The more I write, the more I understand about writing (how to make it better) and about myself (why I wasn’t better in the first place). One of the things I have learned about myself by writing is I AM ANGRY.

When I first started reading my poetry in book stores and coffee houses I was often surprised, and yes ANGRY, that people would come up to me and ask why I was so ANGRY, why was my writing full of ANGER. Often, at least one audience member was thoughtful enough to take the time to tell me they hoped my life would get better soon!

I scratched my head. Sometimes I laughed. I WASN’T angry. What was he thinking? Life is good, sometimes bad things happen. “Oh well,? I would say, and kept writing, and kept living (running would be a more appropriate verb, but that’s another story).

I write to share my experiences because I know my stories can sometimes comfort or strengthen a woman who has carried her burdens alone, unescorted, uninvited, unable to tell her own stories--yet.

The more I wrote the more I realized I had lied. The audience had been right. My stories were, okay, some were angry. I had much to be angry about.

The more I read writing by other women of color I learned many of us are angry. Wang Ping titled a poem, “What Are You Still Angry About.? The poem moves forward by a lengthy rewriting of family genealogy—along maternal, instead of paternal lines.

What are you still angry about? Make a list. Write that story or that poem.

Toi Derricotte, co-founder of Cave Canem, a retreat for black poets, wrote in the black notebooks (Norton, 1987):

" I want to talk about anger, about how important it is as a part of the process of coming to one’s voice, about how it is inevitable in a diverse classroom. I want to talk about how powerful it is, how dangerous it is, how mysterious, about how suddenly real feelings start to emerge.
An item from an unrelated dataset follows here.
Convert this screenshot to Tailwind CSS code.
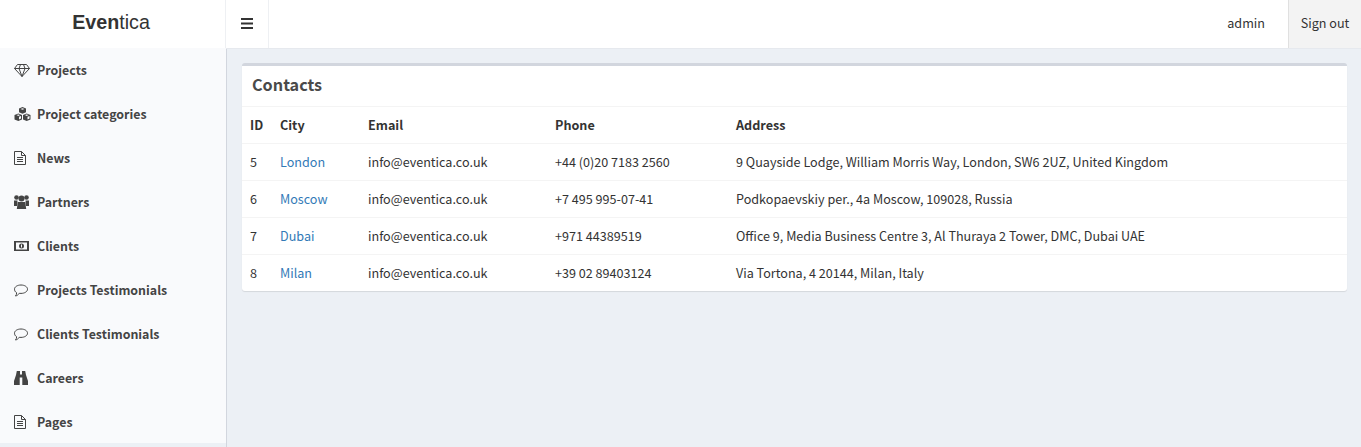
<!DOCTYPE html>
<html><head><meta charset="utf-8">
<script src="https://cdn.jsdelivr.net/npm/@tailwindcss/browser@4"></script>
<title>Eventica</title></head>
<body class="h-[447px] overflow-hidden bg-[#ecf0f5] text-[#333] text-[12.6px] font-['Noto_Sans_CJK_SC','Source_Sans_Pro',sans-serif]">
<header class="flex h-[49px] bg-white border-b border-[#e6e9ee]">
  <div class="w-[225px] flex items-center justify-center pb-[3px] pr-[3px] text-[19.7px] text-[#333] font-['Liberation_Sans',sans-serif]"><b>Even</b>tica</div>
  <div class="w-[44px] flex items-center justify-center pb-[2px] border-x border-[#eef0f3]">
    <svg class="w-[12px] h-[11px]" viewBox="0 0 12 11" fill="#333"><rect y="0" width="12" height="2"/><rect y="4.5" width="12" height="2"/><rect y="9" width="12" height="2"/></svg>
  </div>
  <div class="flex-1 flex justify-end items-center">
    <span class="mr-[23px] pb-[2px]">admin</span>
    <span class="w-[73px] h-full bg-[#f3f3f3] border-l border-[#e0e0e0] flex items-center justify-center pb-[2px]">Sign out</span>
  </div>
</header>
<div class="flex h-[398px]">
  <aside class="w-[227px] shrink-0 border-r border-[#d2d6de]">
    <nav class="h-[395px] bg-[#f9fafc] font-bold text-[12.4px] text-[#444]">
      <a class="flex items-center h-[44px] pl-[14px] gap-[7px] -mt-[1px]"><svg class="w-[16px] h-[13px]" viewBox="0 0 16 13" fill="none" stroke="#444" stroke-width="1"><path d="M3.500.500h9L15.500 4.500 8 12.500.500 4.500zM.500 4.500h15M5 4.500l3 8 3-8M5 4.500l1.500-4M11 4.500 9.500.500"/></svg><span>Projects</span></a>
      <a class="flex items-center h-[44px] pl-[14px] gap-[6px]"><svg class="w-[17px] h-[14px]" viewBox="0 0 17 14" fill="#444"><path d="M8.500 0l3.500 1.500v3.700L8.500 6.700 5 5.200V1.500z"/><path d="M4.300 6.500l3.700 1.600v4.300L4.300 14 .5 12.400V8.100z"/><path d="M12.700 6.500l3.800 1.600v4.300L12.700 14 9 12.400V8.100z"/><path fill="#f9fafc" d="M6.500 2l2-.8 2 .8-2 .8zM2.500 8.100l1.800-.7 1.800.7-1.800.8zM5 9.800l2-.8v2.600l-2 .9zM10.900 8.100l1.800-.7 1.800.7-1.800.8zM13.500 9.800l2-.8v2.600l-2 .9z"/></svg><span>Project categories</span></a>
      <a class="flex items-center h-[44px] pl-[14px] gap-[11px]"><svg class="w-[12px] h-[14px]" viewBox="0 0 12 14" fill="none" stroke="#444"><path d="M.5.500h7l4 4v9H.5zM7.500.500v4h4M3 6.500h6M3 8.500h6M3 10.500h6"/></svg><span>News</span></a>
      <a class="flex items-center h-[44px] pl-[14px] gap-[8px]"><svg class="w-[15px] h-[14px]" viewBox="0 0 15 14" fill="#444"><circle cx="2.500" cy="2.500" r="2.300"/><circle cx="12.500" cy="2.500" r="2.300"/><circle cx="7.500" cy="3.500" r="3"/><path d="M0 5.500h3.500L3 11H0zM15 5.500h-3.500l.5 5.500h3zM3.800 7h7.400l1 7H2.800z"/></svg><span>Partners</span></a>
      <a class="flex items-center h-[44px] pl-[14px] gap-[8px]"><svg class="w-[15px] h-[10px]" viewBox="0 0 15 10"><rect width="15" height="10" fill="#444"/><rect x="2" y="1.500" width="11" height="7" fill="#f9fafc"/><circle cx="7.500" cy="5" r="2.500" fill="#444"/><rect x="7" y="3.500" width="1" height="3" fill="#f9fafc"/></svg><span>Clients</span></a>
      <a class="flex items-center h-[44px] pl-[14px] gap-[9px]"><svg class="w-[14px] h-[13px]" viewBox="0 0 14 13" fill="none" stroke="#444"><path d="M7 1c3.600 0 6.500 1.800 6.500 4.200S10.600 9.400 7 9.400c-.6 0-1.200 0-1.700-.1C4.500 10.500 3 11.800 1.500 12c.8-1 1.200-2 1.100-3.300C1.300 8 .5 6.700.5 5.200.5 2.800 3.400 1 7 1z"/></svg><span>Projects Testimonials</span></a>
      <a class="flex items-center h-[44px] pl-[14px] gap-[9px]"><svg class="w-[14px] h-[13px]" viewBox="0 0 14 13" fill="none" stroke="#444"><path d="M7 1c3.600 0 6.500 1.800 6.500 4.200S10.600 9.400 7 9.400c-.6 0-1.200 0-1.700-.1C4.500 10.500 3 11.800 1.500 12c.8-1 1.200-2 1.100-3.300C1.300 8 .5 6.700.5 5.200.5 2.800 3.400 1 7 1z"/></svg><span>Clients Testimonials</span></a>
      <a class="flex items-center h-[44px] pl-[14px] gap-[9px]"><svg class="w-[14px] h-[14px]" viewBox="0 0 14 14" fill="#444"><path d="M2.800 0h3.200v3.500h2V0h3.200l.8 4 2 6v4H8.300V6.500H5.700V14H0v-4l2-6z"/><rect x="5.800" y="4" width="2.400" height="1.500"/></svg><span>Careers</span></a>
      <a class="flex items-center h-[44px] pl-[14px] gap-[11px]"><svg class="w-[12px] h-[14px]" viewBox="0 0 12 14" fill="none" stroke="#444"><path d="M.5.500h7l4 4v9H.5zM7.500.500v4h4M3 6.500h6M3 8.500h6M3 10.500h6"/></svg><span>Pages</span></a>
    </nav>
  </aside>
  <main class="flex-1 pl-[15px] pr-[14px] pt-[14px]">
    <section class="bg-white rounded-[3px] border-t-[3px] border-[#d2d6de] shadow-[0_1px_1px_rgba(0,0,0,0.1)]">
      <h3 class="h-[41px] flex items-center pl-[10px] pb-[3px] text-[16.2px] text-[#4a4a4a] font-bold border-b border-[#f4f4f4]">Contacts</h3>
      <table class="w-full table-fixed border-separate border-spacing-0">
        <colgroup><col class="w-[30px]"><col class="w-[88px]"><col class="w-[187px]"><col class="w-[181px]"><col></colgroup>
        <thead><tr class="h-[37px] font-bold text-left"><th class="pl-[8px] border-b border-[#f4f4f4]">ID</th><th class="pl-[8px] border-b border-[#f4f4f4]">City</th><th class="pl-[8px] border-b border-[#f4f4f4]">Email</th><th class="pl-[8px] border-b border-[#f4f4f4]">Phone</th><th class="pl-[8px] border-b border-[#f4f4f4]">Address</th></tr></thead>
        <tbody>
          <tr class="h-[37px]"><td class="pl-[8px] border-b border-[#f4f4f4]">5</td><td class="pl-[8px] border-b border-[#f4f4f4] text-[#337ab7]">London</td><td class="pl-[8px] border-b border-[#f4f4f4]">info@eventica.co.uk</td><td class="pl-[8px] border-b border-[#f4f4f4]">+44 (0)20 7183 2560</td><td class="pl-[8px] border-b border-[#f4f4f4]">9 Quayside Lodge, William Morris Way, London, SW6 2UZ, United Kingdom</td></tr>
          <tr class="h-[37px]"><td class="pl-[8px] border-b border-[#f4f4f4]">6</td><td class="pl-[8px] border-b border-[#f4f4f4] text-[#337ab7]">Moscow</td><td class="pl-[8px] border-b border-[#f4f4f4]">info@eventica.co.uk</td><td class="pl-[8px] border-b border-[#f4f4f4]">+7 495 995-07-41</td><td class="pl-[8px] border-b border-[#f4f4f4]">Podkopaevskiy per., 4a Moscow, 109028, Russia</td></tr>
          <tr class="h-[37px]"><td class="pl-[8px] border-b border-[#f4f4f4]">7</td><td class="pl-[8px] border-b border-[#f4f4f4] text-[#337ab7]">Dubai</td><td class="pl-[8px] border-b border-[#f4f4f4]">info@eventica.co.uk</td><td class="pl-[8px] border-b border-[#f4f4f4]">+971 44389519</td><td class="pl-[8px] border-b border-[#f4f4f4]">Office 9, Media Business Centre 3, Al Thuraya 2 Tower, DMC, Dubai UAE</td></tr>
          <tr class="h-[36px]"><td class="pl-[8px] pt-[1px]">8</td><td class="pl-[8px] pt-[1px] text-[#337ab7]">Milan</td><td class="pl-[8px] pt-[1px]">info@eventica.co.uk</td><td class="pl-[8px] pt-[1px]">+39 02 89403124</td><td class="pl-[8px] pt-[1px]">Via Tortona, 4 20144, Milan, Italy</td></tr>
        </tbody>
      </table>
    </section>
  </main>
</div>
</body></html>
If we don’t recognize anger, if we don’t allow for it, if we’re not ready, if we don’t in fact, welcome it as a creative force, then I think we’re going to end up blaming and dividing people even more. We hesitate to allow it to happen, though anger is a part of life. (So often ‘life’ is not allowed in the classroom.)"

Anger, I believe, has saved my life. It gave me voice where there was none before. The voice of anger can be found in my poems. I give my students permission to write “angry.?

Nevertheless, I felt guilty and shameful when I had finally acknowledged my ANGER. Black women are angry, right—and in your face with their anger? Asian woman, however, are docile, silent, subservient, right? How do stereotypes fashion who we are, when we really are not anyone but our self?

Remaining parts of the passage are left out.